Erdogan then went on to threaten Yilmaz and senior officials: “With what face will you invite this government’s ministers to come to TUSIAD? How will you now come to do business with us?”

This threat was immediately interpreted to mean that the state will put up barricades to solving the problems of the private sector. TUSIAD represents companies that control almost two-thirds of Turkey’s entire industrial production and import-export business. It is also known that in a country like Turkey governments have a major say in economic activities.

It is rare for a prime minister to threaten the chairman of an association of industrialists and businessmen with such language. While many political observers saw this language and style of discourse as proof that Turkey is governed, in Bremmer’s words, by a leader “who needs to be out,” still others read it as a reflection of Erdogan’s desperate mindset. Markets interpreted it as confirmation of the increasing political instability of Turkey.
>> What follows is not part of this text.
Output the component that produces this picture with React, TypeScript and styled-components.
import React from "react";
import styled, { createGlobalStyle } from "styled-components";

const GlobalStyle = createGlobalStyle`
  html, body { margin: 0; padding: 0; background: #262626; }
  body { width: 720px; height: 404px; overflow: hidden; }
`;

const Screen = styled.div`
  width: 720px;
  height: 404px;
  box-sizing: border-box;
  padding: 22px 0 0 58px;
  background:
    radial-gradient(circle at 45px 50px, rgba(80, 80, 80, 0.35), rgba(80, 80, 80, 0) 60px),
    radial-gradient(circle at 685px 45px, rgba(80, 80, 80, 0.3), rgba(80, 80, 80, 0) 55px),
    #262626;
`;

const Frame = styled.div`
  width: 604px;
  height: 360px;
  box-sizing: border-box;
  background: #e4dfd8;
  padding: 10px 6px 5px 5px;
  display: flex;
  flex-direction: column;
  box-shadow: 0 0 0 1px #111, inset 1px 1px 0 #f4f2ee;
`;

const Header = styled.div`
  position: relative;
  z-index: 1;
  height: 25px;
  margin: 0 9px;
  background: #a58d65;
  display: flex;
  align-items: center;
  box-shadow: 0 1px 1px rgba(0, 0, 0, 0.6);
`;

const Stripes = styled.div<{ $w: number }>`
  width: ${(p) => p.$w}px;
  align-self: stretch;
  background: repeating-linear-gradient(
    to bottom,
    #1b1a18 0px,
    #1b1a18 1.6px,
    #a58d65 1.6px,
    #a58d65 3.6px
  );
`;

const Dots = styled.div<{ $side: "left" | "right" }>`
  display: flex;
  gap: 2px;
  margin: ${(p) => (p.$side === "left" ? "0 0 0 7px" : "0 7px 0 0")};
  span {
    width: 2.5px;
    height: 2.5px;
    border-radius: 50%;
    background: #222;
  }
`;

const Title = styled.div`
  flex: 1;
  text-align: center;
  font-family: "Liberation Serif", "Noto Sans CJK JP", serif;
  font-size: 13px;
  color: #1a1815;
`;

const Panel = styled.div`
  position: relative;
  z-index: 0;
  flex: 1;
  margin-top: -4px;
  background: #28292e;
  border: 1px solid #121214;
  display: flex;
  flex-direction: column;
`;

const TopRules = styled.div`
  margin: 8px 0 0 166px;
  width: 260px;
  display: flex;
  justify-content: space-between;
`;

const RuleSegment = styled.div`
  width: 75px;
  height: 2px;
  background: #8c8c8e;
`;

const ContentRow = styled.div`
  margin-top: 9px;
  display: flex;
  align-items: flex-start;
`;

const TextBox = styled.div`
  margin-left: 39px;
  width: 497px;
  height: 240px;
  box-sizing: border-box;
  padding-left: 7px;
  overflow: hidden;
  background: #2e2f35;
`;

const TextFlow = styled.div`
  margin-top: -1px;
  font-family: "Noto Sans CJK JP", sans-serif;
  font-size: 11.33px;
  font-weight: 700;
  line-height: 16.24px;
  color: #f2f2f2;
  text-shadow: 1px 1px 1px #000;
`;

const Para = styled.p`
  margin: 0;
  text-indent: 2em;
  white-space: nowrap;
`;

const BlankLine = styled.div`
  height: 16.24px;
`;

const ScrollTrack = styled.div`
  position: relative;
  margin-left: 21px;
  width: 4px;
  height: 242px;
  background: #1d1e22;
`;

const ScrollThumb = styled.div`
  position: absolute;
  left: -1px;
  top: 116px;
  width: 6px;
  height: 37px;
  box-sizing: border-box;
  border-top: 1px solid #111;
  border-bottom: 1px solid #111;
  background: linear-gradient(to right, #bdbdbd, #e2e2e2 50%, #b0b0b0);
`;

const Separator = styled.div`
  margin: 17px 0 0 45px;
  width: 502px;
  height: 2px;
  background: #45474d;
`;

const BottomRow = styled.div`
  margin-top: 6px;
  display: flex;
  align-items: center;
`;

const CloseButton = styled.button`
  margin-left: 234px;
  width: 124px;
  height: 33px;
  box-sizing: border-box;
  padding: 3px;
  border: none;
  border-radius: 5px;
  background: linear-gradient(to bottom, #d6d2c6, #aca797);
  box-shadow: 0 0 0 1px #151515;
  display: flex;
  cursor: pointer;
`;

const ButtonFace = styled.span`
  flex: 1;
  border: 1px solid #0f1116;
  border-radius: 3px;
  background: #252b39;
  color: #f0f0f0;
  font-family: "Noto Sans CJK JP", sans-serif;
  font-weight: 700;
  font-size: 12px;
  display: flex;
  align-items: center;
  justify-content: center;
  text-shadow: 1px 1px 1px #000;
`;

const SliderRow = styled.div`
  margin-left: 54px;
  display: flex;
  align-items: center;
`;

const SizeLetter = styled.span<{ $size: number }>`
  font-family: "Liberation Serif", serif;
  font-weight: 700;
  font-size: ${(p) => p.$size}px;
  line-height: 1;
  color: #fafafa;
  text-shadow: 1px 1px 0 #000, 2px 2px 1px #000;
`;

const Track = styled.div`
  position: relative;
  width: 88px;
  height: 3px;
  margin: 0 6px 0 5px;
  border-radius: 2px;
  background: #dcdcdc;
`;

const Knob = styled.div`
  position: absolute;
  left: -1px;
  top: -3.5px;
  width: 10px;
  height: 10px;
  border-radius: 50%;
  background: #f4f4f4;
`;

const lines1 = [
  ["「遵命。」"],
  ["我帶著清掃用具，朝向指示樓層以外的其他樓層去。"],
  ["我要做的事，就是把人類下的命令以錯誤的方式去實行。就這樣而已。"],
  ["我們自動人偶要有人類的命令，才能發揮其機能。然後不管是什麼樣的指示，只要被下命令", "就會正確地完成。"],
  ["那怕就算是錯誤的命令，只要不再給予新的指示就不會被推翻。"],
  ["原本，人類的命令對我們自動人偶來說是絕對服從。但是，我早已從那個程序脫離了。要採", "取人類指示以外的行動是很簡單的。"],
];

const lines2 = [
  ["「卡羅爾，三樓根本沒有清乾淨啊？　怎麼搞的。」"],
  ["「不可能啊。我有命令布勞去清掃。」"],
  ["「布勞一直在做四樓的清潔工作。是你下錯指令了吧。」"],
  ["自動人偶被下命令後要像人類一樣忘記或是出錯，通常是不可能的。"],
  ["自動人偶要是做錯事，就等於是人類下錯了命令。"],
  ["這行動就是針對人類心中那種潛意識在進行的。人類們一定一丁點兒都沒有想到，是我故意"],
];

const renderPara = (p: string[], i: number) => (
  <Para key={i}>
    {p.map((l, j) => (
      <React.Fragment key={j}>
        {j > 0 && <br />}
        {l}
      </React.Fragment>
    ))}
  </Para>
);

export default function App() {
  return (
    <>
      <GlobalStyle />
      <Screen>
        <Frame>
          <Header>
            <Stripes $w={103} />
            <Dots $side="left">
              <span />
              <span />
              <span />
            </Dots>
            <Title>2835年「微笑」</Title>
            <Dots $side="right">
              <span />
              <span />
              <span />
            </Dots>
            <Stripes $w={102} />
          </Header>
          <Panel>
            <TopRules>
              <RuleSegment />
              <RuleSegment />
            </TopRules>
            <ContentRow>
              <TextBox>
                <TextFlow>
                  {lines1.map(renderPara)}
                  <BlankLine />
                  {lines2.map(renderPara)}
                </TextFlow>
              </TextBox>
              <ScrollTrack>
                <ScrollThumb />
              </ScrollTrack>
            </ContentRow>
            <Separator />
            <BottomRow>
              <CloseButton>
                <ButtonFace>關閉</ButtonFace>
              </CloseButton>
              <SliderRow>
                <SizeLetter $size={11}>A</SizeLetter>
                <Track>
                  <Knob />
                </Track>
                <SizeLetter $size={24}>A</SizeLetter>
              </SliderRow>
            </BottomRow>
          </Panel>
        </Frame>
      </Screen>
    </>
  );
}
Nevertheless, Yilmaz was not deterred. Appearing on TV after Erdogan accused him of treason, he rejected the charges, saying it was his duty to make such warnings. He said, “Foreign companies in Turkey are our members. These companies produce more than half of the Turkish economy. I am trying to persuade them that Turkey’s investment atmosphere is attractive.”

The US dollar hit record figures against an ever-weakening Turkish lira. The Turkish Central Bank tried to intervene by selling dollars on the market for the first time in two years. The last time the Central Bank sold foreign currency was in the first of week January 2012, when it injected $155 million into the market to defend the Turkish lira.

This time, when the US dollar reached the psychological threshold of 2.30 Turkish lira, the Central Bank intervened by selling about $3.5 billion, but by the evening of Jan. 23 the dollar parity went over 2.30 Turkish lira. In inter-bank markets the rate climbed to 2.345 Turkish lira on Jan. 24, while on the free market operating at Istanbul’s famous Grand Bazaar it went up to 2.35 Turkish lira.

Erdogan seems not only to have undone Turkey’s economic miracle but also, as long as his bullying attitude and erratic governance continues, Turkey’s exchange reserves may be depleted, which may lead to further deterioration of the economy that in turn will add up to increasing political instability.

It wasn’t long ago when we said Erdogan had transformed himself from an asset into a liability for Turkey.

Last week, he did his best not to disprove our observation about him.

And, at this point, I hope Erdogan will not call me “a traitor to the nation” because of the title and content of this Al-Monitor piece.